— Start INFORMATION PROVIDED —
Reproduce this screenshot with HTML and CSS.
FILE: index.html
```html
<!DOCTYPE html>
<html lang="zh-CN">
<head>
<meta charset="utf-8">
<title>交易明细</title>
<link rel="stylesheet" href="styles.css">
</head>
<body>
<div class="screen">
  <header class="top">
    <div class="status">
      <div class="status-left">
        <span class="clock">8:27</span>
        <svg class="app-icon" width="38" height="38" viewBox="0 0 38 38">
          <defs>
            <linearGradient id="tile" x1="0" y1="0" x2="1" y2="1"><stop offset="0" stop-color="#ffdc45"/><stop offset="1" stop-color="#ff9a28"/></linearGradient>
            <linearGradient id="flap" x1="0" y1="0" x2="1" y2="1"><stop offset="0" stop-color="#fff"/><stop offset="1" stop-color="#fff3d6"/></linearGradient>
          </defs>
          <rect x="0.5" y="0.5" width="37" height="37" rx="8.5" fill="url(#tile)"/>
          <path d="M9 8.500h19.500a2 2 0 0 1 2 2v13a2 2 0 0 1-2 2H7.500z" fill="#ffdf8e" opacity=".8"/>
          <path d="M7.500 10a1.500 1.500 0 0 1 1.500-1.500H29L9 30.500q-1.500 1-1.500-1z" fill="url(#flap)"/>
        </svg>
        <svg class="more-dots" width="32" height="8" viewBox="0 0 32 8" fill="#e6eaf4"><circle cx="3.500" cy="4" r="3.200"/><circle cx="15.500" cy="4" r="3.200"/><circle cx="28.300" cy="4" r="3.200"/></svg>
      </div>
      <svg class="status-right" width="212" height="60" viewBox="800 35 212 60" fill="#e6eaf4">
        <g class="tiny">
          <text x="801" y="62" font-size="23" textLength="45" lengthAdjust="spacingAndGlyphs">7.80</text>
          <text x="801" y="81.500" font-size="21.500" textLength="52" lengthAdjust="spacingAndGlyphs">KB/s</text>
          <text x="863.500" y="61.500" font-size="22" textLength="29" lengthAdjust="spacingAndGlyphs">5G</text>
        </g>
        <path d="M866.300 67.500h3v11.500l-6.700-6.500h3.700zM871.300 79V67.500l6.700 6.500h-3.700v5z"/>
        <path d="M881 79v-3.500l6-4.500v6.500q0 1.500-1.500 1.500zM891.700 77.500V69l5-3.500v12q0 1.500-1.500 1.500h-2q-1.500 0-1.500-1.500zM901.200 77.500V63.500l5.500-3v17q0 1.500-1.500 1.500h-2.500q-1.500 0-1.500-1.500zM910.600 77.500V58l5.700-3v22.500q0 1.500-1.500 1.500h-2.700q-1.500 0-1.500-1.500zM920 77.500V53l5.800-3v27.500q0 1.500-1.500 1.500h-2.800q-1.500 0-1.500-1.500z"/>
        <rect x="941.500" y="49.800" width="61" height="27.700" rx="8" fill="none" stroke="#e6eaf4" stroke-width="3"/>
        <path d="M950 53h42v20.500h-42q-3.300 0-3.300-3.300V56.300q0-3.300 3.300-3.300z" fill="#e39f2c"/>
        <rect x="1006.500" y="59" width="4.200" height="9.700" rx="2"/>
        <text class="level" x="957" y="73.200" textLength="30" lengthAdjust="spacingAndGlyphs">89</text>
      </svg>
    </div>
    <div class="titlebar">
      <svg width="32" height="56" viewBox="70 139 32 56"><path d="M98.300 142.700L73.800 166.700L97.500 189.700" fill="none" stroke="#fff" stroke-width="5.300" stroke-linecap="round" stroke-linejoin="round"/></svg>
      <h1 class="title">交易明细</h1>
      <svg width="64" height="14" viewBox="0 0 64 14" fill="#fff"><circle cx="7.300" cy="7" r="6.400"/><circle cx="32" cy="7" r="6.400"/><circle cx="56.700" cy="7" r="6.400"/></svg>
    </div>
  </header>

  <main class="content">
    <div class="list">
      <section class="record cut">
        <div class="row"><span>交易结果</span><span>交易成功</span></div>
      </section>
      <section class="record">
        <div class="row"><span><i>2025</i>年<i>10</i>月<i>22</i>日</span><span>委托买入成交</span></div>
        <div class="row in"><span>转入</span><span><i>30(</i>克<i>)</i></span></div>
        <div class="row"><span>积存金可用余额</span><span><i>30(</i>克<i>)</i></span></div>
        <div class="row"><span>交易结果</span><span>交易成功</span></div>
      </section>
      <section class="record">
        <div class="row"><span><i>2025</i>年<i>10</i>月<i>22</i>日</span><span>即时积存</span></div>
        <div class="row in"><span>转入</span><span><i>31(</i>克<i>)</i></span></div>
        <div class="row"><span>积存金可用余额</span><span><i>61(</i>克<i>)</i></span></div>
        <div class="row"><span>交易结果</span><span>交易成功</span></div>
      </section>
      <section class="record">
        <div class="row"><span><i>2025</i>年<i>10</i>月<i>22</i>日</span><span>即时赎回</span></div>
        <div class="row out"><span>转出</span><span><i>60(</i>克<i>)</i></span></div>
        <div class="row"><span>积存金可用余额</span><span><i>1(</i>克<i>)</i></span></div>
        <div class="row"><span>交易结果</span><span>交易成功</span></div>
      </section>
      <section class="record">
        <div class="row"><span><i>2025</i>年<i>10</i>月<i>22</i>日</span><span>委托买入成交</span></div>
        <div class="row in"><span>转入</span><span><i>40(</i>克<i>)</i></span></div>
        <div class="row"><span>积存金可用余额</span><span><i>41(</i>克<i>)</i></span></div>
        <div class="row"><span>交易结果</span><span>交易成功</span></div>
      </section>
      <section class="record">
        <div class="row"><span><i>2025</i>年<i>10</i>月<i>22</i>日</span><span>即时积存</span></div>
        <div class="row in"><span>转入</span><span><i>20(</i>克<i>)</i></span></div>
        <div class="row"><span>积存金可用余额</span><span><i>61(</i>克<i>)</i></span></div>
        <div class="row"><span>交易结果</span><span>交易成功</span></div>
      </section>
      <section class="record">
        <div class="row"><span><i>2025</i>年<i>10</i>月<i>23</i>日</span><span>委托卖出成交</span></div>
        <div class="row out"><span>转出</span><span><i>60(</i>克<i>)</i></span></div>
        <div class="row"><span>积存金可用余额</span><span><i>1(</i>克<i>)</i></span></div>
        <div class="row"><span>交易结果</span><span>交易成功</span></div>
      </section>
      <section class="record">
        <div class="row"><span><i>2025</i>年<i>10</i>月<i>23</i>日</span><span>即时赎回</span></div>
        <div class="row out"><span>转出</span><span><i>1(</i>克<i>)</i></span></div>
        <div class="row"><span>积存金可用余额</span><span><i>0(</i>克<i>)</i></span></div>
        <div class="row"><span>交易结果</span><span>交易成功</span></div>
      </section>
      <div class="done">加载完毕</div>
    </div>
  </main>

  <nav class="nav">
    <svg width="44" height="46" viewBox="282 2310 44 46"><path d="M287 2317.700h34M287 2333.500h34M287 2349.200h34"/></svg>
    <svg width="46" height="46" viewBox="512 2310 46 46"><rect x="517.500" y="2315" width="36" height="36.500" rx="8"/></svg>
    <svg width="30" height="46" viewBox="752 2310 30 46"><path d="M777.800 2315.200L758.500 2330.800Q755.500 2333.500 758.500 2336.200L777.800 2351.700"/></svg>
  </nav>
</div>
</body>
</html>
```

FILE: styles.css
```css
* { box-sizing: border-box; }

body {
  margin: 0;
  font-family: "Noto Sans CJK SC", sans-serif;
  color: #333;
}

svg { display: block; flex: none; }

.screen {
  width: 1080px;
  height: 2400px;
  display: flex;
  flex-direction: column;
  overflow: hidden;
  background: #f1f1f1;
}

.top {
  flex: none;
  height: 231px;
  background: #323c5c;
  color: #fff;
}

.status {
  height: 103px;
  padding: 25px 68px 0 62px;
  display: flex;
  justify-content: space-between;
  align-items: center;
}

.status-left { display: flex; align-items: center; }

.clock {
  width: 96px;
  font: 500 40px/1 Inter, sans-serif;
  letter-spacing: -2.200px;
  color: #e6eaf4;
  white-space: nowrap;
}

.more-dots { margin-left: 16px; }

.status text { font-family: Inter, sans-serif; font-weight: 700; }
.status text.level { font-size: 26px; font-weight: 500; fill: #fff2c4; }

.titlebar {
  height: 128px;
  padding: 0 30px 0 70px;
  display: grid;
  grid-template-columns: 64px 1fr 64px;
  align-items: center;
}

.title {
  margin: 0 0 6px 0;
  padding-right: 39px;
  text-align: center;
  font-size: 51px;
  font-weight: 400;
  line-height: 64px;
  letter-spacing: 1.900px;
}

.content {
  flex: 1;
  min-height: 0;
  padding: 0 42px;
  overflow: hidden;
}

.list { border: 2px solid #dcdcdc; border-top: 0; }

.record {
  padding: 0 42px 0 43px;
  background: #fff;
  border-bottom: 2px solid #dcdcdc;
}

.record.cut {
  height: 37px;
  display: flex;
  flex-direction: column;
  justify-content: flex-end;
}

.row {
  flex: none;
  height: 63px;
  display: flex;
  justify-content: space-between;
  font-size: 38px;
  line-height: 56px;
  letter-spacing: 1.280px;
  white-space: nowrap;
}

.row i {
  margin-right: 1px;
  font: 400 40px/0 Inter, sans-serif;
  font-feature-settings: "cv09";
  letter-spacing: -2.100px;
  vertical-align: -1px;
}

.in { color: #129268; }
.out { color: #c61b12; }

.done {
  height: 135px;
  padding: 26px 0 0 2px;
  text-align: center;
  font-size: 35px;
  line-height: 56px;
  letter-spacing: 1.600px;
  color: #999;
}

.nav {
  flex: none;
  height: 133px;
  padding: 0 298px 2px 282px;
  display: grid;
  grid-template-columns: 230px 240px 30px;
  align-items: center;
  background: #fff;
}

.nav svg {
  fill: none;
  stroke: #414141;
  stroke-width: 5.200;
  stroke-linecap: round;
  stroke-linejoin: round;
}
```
— End INFORMATION PROVIDED —
— Start INFORMATION PROVIDED —
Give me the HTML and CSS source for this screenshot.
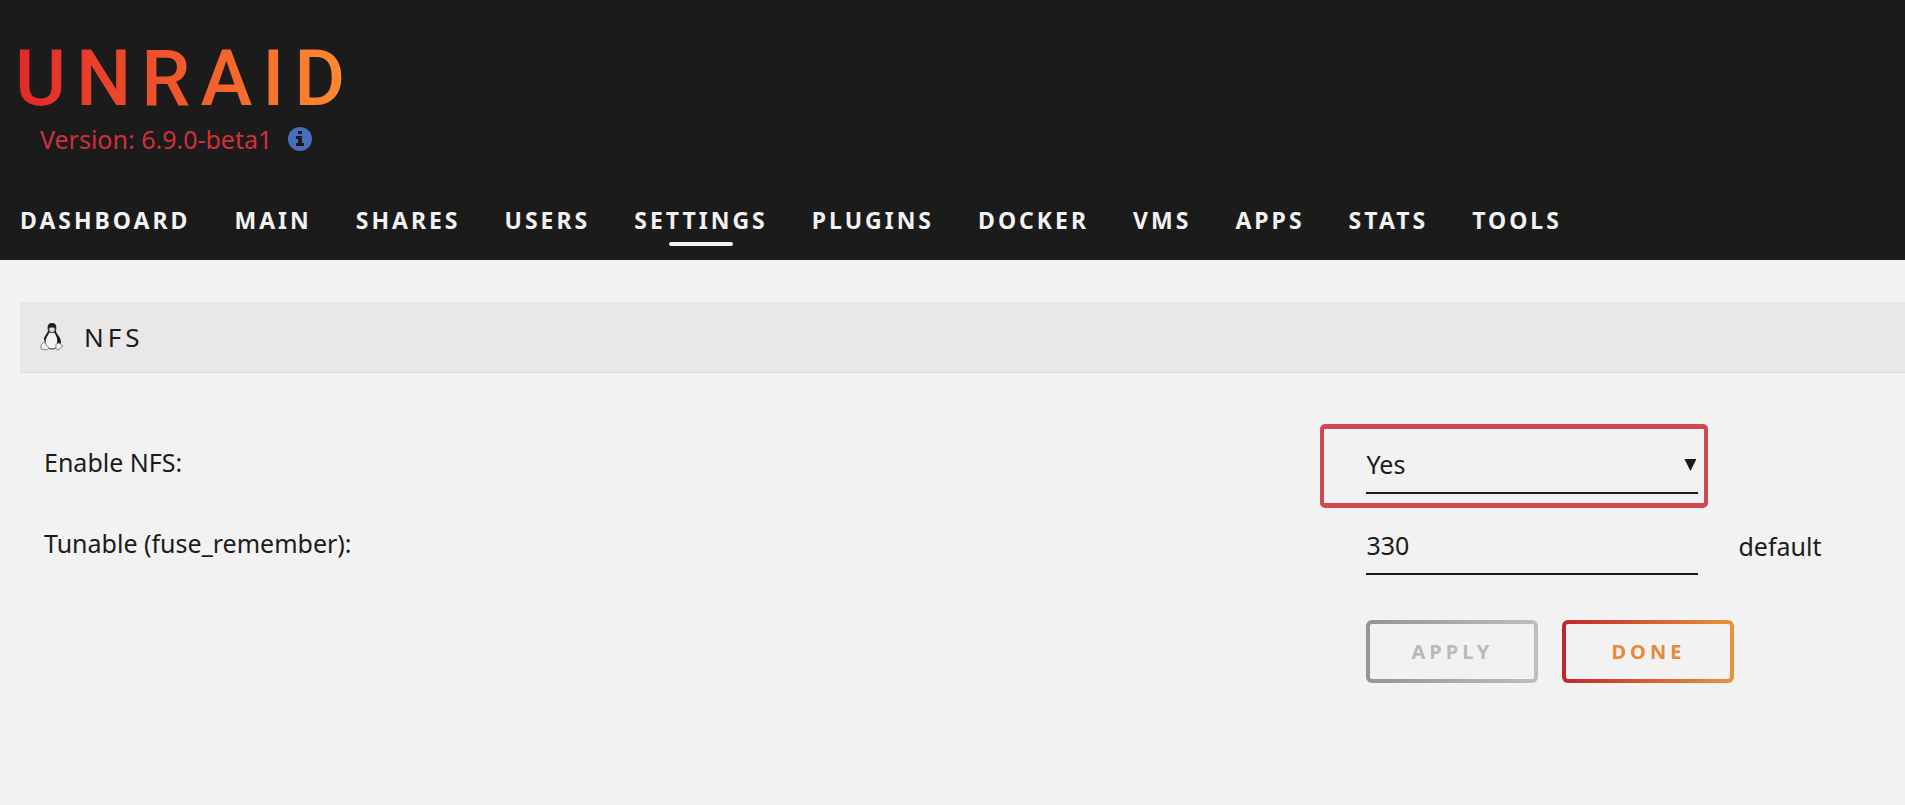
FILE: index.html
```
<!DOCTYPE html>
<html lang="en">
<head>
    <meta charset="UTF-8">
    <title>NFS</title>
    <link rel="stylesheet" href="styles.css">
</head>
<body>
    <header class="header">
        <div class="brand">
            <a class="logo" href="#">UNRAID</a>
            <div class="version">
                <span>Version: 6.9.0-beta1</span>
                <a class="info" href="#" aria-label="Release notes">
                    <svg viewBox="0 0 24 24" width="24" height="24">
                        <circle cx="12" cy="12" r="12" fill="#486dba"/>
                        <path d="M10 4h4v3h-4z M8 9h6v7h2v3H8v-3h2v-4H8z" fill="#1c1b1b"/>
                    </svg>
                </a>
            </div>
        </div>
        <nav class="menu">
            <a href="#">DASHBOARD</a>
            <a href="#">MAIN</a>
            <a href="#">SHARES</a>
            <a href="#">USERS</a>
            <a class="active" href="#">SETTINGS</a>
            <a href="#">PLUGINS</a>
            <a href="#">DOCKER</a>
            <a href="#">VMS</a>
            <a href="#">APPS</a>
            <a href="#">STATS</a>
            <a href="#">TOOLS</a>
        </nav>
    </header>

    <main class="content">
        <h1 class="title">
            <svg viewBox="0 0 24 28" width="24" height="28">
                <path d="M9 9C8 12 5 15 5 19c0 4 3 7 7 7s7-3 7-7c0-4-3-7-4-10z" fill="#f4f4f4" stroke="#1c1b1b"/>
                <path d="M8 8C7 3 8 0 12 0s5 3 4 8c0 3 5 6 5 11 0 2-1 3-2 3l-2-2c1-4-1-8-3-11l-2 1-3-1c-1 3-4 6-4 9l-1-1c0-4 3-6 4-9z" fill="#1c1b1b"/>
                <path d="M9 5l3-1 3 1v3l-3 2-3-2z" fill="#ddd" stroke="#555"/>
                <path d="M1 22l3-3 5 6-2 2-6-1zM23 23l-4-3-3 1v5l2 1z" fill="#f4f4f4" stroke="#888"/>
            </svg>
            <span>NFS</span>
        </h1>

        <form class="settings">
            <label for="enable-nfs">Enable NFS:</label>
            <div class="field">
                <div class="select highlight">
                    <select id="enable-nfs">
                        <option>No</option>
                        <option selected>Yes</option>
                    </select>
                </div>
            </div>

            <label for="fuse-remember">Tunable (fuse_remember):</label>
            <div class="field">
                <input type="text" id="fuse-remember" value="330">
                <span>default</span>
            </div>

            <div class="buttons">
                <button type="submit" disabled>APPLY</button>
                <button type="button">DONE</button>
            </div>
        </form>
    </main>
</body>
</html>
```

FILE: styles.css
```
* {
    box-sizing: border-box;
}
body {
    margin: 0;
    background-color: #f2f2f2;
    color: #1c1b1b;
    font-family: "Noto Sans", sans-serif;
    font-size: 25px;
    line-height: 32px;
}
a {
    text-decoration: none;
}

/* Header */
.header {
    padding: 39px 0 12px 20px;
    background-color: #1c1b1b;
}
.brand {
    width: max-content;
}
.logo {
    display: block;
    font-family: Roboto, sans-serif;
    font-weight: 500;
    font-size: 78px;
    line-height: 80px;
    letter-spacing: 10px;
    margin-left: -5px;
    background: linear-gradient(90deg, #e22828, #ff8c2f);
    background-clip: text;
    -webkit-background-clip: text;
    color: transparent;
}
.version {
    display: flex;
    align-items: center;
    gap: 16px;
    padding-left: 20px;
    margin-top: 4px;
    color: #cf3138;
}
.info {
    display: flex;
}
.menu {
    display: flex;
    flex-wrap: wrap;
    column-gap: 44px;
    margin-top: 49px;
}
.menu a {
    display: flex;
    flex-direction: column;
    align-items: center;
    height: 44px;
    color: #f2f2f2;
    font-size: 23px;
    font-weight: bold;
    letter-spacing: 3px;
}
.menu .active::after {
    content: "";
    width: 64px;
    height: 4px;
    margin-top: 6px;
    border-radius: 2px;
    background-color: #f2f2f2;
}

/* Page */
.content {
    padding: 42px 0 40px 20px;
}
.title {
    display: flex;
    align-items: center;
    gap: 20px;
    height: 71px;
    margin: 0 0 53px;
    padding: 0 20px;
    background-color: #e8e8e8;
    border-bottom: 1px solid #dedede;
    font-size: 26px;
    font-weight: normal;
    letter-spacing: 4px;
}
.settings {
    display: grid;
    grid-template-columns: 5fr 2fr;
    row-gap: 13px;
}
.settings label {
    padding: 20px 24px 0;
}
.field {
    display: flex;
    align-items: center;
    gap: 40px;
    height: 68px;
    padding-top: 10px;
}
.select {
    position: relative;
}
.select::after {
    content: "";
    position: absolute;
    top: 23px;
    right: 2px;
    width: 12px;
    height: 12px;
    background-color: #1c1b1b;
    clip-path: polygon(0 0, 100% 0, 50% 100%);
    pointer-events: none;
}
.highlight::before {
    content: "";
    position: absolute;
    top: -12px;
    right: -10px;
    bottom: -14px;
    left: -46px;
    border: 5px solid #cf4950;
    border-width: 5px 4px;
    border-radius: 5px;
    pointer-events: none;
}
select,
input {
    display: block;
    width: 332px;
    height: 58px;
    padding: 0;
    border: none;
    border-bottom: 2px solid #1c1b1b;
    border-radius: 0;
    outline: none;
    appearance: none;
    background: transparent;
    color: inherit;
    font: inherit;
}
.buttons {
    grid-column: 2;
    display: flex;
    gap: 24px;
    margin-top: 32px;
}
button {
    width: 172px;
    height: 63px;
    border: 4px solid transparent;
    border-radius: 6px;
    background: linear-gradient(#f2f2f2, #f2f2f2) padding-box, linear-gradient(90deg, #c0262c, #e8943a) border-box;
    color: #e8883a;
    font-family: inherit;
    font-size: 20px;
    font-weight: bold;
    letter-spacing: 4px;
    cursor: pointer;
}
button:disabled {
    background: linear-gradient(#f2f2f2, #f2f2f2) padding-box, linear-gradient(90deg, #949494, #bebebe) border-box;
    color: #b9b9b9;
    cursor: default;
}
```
— End INFORMATION PROVIDED —
— Start INFORMATION PROVIDED —
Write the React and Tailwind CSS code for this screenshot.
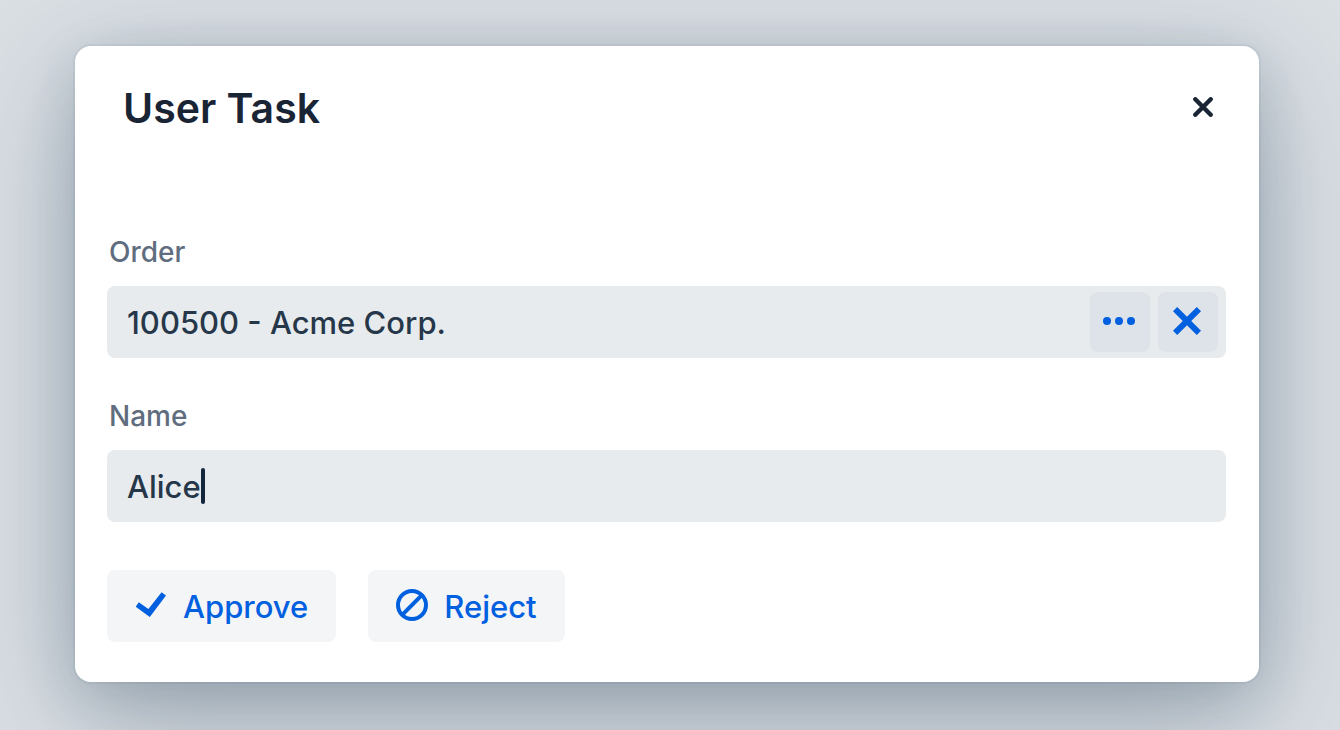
— End INFORMATION PROVIDED —
REQUEST: Select, from the listing, all lines that include the word "screenshot".

REPLY TO THE TASK:
Reproduce this screenshot with HTML and CSS.
Give me the HTML and CSS source for this screenshot.
Write the React and Tailwind CSS code for this screenshot.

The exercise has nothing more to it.